• PROMPT:
Scan the data below for the string "styles". Show every line where it turns up.

• GIVEN MATERIAL:
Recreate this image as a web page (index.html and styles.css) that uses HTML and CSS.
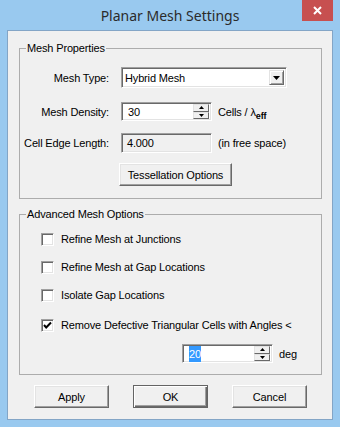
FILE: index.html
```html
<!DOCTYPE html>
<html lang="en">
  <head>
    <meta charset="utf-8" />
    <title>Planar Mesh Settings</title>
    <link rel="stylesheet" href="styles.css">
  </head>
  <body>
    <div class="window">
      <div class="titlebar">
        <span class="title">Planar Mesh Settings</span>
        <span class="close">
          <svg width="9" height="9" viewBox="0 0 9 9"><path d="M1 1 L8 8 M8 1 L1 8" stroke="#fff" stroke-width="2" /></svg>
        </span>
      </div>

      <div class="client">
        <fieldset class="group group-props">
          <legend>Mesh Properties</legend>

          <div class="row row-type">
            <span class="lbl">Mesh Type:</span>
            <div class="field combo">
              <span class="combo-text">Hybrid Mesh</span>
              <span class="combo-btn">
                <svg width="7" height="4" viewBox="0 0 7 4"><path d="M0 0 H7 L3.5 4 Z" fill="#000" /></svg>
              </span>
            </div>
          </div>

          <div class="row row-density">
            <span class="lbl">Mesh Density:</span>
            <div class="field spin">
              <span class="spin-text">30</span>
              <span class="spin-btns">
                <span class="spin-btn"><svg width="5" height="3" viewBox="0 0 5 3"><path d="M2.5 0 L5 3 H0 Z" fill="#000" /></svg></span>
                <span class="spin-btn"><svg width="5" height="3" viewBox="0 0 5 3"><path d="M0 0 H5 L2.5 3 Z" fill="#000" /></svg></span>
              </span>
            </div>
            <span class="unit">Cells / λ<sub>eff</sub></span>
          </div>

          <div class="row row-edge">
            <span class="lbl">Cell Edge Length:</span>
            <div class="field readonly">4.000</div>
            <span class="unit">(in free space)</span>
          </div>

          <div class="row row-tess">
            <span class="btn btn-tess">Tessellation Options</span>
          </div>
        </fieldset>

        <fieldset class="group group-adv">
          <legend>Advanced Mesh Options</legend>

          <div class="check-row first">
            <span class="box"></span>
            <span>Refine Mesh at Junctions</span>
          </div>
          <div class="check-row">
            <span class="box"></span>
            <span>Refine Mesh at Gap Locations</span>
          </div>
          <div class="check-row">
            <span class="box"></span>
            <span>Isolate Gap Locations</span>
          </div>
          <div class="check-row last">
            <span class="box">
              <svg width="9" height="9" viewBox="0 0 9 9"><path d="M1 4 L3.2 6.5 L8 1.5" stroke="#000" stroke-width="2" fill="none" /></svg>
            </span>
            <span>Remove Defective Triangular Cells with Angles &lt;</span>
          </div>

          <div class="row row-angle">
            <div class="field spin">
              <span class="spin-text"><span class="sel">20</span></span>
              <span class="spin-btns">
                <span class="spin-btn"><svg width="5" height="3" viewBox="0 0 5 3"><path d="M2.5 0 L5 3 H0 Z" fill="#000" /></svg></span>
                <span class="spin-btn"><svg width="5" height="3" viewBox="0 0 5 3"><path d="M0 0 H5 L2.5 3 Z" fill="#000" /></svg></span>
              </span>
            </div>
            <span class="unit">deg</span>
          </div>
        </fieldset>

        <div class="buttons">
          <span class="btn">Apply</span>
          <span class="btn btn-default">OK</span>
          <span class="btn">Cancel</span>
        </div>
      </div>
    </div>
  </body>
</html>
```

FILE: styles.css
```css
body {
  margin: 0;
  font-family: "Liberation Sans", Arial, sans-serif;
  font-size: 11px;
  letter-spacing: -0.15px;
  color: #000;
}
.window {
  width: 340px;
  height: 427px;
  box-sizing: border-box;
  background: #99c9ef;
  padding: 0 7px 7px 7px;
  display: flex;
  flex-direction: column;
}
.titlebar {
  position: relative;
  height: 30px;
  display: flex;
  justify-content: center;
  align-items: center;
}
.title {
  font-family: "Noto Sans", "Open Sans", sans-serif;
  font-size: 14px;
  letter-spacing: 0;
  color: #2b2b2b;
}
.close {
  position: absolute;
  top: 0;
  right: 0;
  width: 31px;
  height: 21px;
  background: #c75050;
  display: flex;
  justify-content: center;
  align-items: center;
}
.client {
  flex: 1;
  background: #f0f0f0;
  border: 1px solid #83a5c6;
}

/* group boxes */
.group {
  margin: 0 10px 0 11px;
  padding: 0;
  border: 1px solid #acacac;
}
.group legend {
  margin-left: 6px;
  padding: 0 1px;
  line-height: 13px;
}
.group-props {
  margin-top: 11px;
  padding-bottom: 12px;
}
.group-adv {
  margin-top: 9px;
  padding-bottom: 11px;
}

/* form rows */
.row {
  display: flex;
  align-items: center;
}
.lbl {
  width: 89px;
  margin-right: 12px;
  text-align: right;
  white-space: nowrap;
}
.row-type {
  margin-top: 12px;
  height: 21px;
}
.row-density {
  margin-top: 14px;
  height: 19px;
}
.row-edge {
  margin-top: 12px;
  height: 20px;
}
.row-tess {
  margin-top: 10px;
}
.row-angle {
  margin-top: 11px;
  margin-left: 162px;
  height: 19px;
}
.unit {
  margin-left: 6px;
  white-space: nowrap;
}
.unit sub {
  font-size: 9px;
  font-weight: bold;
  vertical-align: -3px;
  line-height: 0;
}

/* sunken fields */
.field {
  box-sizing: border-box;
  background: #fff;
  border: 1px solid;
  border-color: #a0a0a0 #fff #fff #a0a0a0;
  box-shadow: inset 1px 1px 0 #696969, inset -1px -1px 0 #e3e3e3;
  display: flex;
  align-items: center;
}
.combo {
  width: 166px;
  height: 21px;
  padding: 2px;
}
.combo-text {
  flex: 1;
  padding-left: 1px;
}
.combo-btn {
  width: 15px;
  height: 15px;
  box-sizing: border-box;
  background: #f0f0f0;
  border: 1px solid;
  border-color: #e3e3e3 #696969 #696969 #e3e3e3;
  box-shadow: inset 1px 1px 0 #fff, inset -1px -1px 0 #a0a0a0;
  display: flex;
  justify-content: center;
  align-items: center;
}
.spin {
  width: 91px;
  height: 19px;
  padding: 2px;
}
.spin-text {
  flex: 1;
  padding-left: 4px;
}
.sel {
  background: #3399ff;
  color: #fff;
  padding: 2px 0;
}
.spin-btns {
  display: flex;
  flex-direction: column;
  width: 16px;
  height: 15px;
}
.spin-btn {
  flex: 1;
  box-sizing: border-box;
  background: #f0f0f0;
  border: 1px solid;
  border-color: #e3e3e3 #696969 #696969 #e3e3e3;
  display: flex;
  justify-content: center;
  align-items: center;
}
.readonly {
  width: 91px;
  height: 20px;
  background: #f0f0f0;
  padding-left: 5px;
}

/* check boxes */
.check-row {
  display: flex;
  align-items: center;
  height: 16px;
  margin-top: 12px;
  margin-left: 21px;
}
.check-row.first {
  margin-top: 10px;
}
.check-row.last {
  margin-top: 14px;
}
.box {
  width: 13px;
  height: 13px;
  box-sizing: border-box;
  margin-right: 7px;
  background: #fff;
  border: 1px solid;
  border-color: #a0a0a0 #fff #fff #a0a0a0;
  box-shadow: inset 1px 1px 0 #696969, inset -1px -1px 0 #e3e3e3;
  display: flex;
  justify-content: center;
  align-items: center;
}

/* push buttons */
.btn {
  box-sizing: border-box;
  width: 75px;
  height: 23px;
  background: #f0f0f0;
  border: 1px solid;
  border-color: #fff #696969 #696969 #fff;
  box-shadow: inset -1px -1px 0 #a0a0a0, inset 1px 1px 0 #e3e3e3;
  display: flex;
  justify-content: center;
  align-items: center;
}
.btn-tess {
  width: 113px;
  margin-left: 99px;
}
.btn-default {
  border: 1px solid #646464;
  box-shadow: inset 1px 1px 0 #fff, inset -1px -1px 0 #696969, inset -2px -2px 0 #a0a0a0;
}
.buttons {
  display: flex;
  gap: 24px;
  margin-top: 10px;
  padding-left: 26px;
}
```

• COMPLETED EXERCISE:
Recreate this image as a web page (index.html and styles.css) that uses HTML and CSS.
    <link rel="stylesheet" href="styles.css">
FILE: styles.css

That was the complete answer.